The first insult here is that the United Nations already has agencies for much of this work. The second is that Bush doesn’t even put a dollar figure on his “initial contribution.” It’s as if he were proposing that his most ambitious project—the global propagation of democracy—be funded through the March of Dimes.
It was a puzzling speech from start to finish. Near its beginning, when Bush said, “We know that dictators are quick to choose aggression, while free nations strive to resolve differences in peace,” was there a delegate in the chamber who didn’t wonder at the irony? It was Bush himself, after all, who was quick to choose war in Iraq—insiders’ chronicles agree that he decided on that path in early 2002, over a year before the U.N. debates—while the vast majority of the body’s members, free and unfree, were striving for a resolution short of conflict.
The main theme of Bush’s address was that democracy and peace march hand in hand. As he put it,
Our security is not merely found in spheres of influence or some balance of power; the security of our world is found in the advancing rights of mankind. These rights are advancing across the world. And across the world, the enemies of human rights are responding with violence.
Certainly there is something to this thesis. Very rarely have democratic nations gone to war against each other. But great clusters of dilemma and contradiction are contained in this equation, and Bush seems not to recognize, much less address, them. For instance, he mentioned at some length the recent terrorist attack in southern Russia—its inexcusable horror and the urgent need to capture the ruthless killers. He’s right, of course. But does this urgency justify President Putin’s ongoing suspension of Russian democracy? Which is the more compelling task—going after the terrorists (as Bush advocates in this section of the speech) or “advancing the rights of mankind” (as he champions in another section)? And does the terrorists’ cause—Chechen independence—have any legitimacy? If it does, is there—and should the world seek—a peaceful way to deal with it? Bush also referred to a putative spread of democracy in the Middle East. But if popular rule truly took hold in, say, Saudi Arabia, would Islamic fundamentalism be weakened or strengthened? These are the questions that need tackling, and it does little good to prattle clichés about the coming “liberty century” and “the desire for freedom [that] resides in every human heart.”
Bush may be right to say, “People everywhere are capable of freedom and worthy of freedom.” But it’s another matter to figure out where to take this idea—what “freedom” means in various contexts, whether to encourage its development universally, and what trade-offs might be involved for security and stability.
In short, when Bush says, “The circle of liberty and security and development has been expanding in our world,” he seems blissfully unaware that, for most countries, there is no such seamless circle. To the extent that liberty, security, and development are taking hold in many regions and societies, they are jostling and clashing with one another rather than expanding peacefully in tandem. These clashes pose the critical questions of our time. Bush’s speech evades them and assumes not merely that they don’t exist but that they can’t exist.

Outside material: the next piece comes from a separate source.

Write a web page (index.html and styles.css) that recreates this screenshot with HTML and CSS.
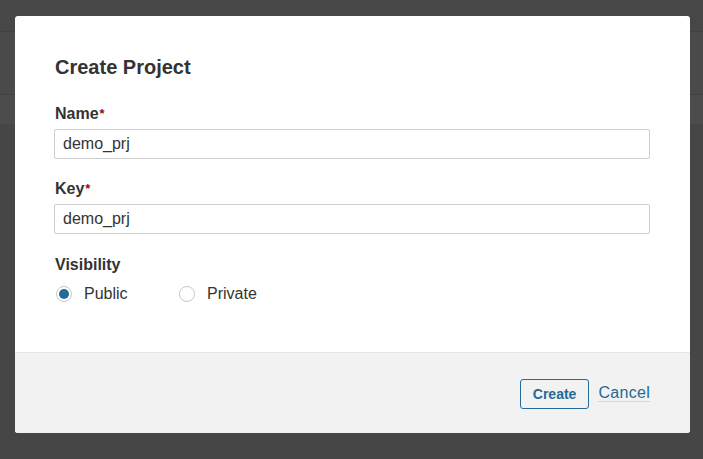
FILE: index.html
```html
<!DOCTYPE html>
<html lang="en">
<head>
<meta charset="utf-8">
<title>Create Project</title>
<link rel="stylesheet" href="styles.css">
</head>
<body>
<div class="page">
  <div class="topbar"></div>
  <div class="navbar"></div>
  <div class="subbar"></div>
  <div class="content"></div>
</div>
<div class="overlay">
  <div class="modal">
    <div class="modal-body">
      <h2 class="modal-title">Create Project</h2>
      <div class="field">
        <label class="field-label">Name<span class="req">*</span></label>
        <input class="text-input" type="text" value="demo_prj">
      </div>
      <div class="field">
        <label class="field-label">Key<span class="req">*</span></label>
        <input class="text-input" type="text" value="demo_prj">
      </div>
      <div class="field field-last">
        <label class="field-label">Visibility</label>
        <div class="radio-group">
          <span class="radio-option"><span class="radio checked"></span>Public</span>
          <span class="radio-option"><span class="radio"></span>Private</span>
        </div>
      </div>
    </div>
    <div class="modal-footer">
      <button class="btn-create">Create</button>
      <a class="link-cancel" href="#">Cancel</a>
    </div>
  </div>
</div>
</body>
</html>
```
FILE: styles.css
```css
* { box-sizing: border-box; }
html, body { margin: 0; padding: 0; }
body {
  width: 703px;
  height: 459px;
  overflow: hidden;
  font-family: "Liberation Sans", Arial, sans-serif;
  font-size: 16px;
  color: #333;
  background: #464646;
  position: relative;
}
.page { display: flex; flex-direction: column; }
.topbar { height: 32px; background: #474747; border-bottom: 1px solid #404040; }
.navbar { height: 63px; background: #4a4a4a; border-bottom: 1px solid #414141; }
.subbar { height: 29px; background: #4c4c4c; }
.content { flex: 1; }

.overlay {
  position: absolute;
  inset: 0;
  display: flex;
  justify-content: flex-start;
  align-items: flex-start;
  padding: 16px 0 0 15px;
}
.modal {
  width: 675px;
  height: 417px;
  background: #fff;
  border-radius: 3px;
  overflow: hidden;
  display: flex;
  flex-direction: column;
}
.modal-body {
  flex: 1;
  padding: 37px 40px 0 40px;
}
.modal-title {
  margin: 0 0 23px;
  font-size: 20px;
  line-height: 28px;
  font-weight: bold;
  color: #333;
}
.field { margin-bottom: 20px; }
.field + .field-last { margin-top: 21px; }
.field-label {
  display: block;
  font-weight: bold;
  font-size: 16px;
  line-height: 20px;
  margin-bottom: 5px;
}
.req { color: #a4030f; font-size: 13px; vertical-align: top; margin-left: 1px; }
.text-input {
  display: block;
  width: 596px;
  height: 30px;
  margin-left: -1px;
  border: 1px solid #cdcdcd;
  border-radius: 2px;
  padding: 0 8px;
  font-family: inherit;
  font-size: 16px;
  color: #333;
  background: #fff;
  outline: none;
}
.radio-group {
  display: flex;
  margin-top: 9px;
  height: 20px;
  align-items: center;
}
.radio-option {
  display: flex;
  align-items: center;
  width: 123px;
  line-height: 20px;
}
.radio {
  width: 16px;
  height: 16px;
  border: 1px solid #c8c8c8;
  border-radius: 50%;
  margin-left: 1px;
  margin-right: 12px;
  display: flex;
  align-items: center;
  justify-content: center;
  background: #fff;
}
.radio.checked::after {
  content: "";
  width: 10px;
  height: 10px;
  border-radius: 50%;
  background: #236a97;
}
.modal-footer {
  height: 81px;
  background: #f2f2f2;
  border-top: 1px solid #e6e6e6;
  display: flex;
  justify-content: flex-end;
  align-items: center;
  padding: 0 40px 0 0;
  gap: 9px;
}
.btn-create {
  height: 30px;
  padding: 0 12px;
  border: 1px solid #236a97;
  border-radius: 3px;
  background: transparent;
  color: #236a97;
  font-family: inherit;
  font-weight: bold;
  font-size: 14px;
  margin-top: 1px;
}
.link-cancel {
  color: #236a97;
  text-decoration: none;
  font-size: 16px;
  line-height: 17px;
  letter-spacing: 0.3px;
  border-bottom: 1px solid #c9dcea;
}
```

On the pressing issue of Iraq, Bush called on the civilized nations to help the new regime in its quest for freedom and security. “Each of us alone can only do so much,” Bush declared toward the end of his speech. “Together we can accomplish so much more.” The assembled leaders might be forgiven for thinking, “Now he wants us.”
At no point, though, did the president spell out what Iraq needs or why the rest of the world should bother. (There are many good reasons; Bush just didn’t outline any or offer any incentives that might lure other countries to get involved.) The plea for help contained too much delusion. “Instead of harboring terrorists,” he said of the Iraqis, “they’re fighting terrorist groups.” Many in the audience must have noted that much of the insurgency has been aimed at the U.S. occupation and that many terrorists crossed into Iraq only after the war. Bush also referred to “a growing Iraqi security force” to deal with this threat—though most in his audience must know of the report, in yesterday’s New York Times, that the Bush administration has supplied only a small fraction of the officers that its U.S. commanders say are needed to train the Iraqis.
None of these observations invalidates Bush’s claim that the world has an interest in the outcome of the struggle in Iraq. But they might make the world’s leaders skeptical that Bush—given his actions and attitudes over the past couple of years—is the one to assert this claim; that his newfound fealty to multilateralism should be taken seriously; that he’s a leader worth following.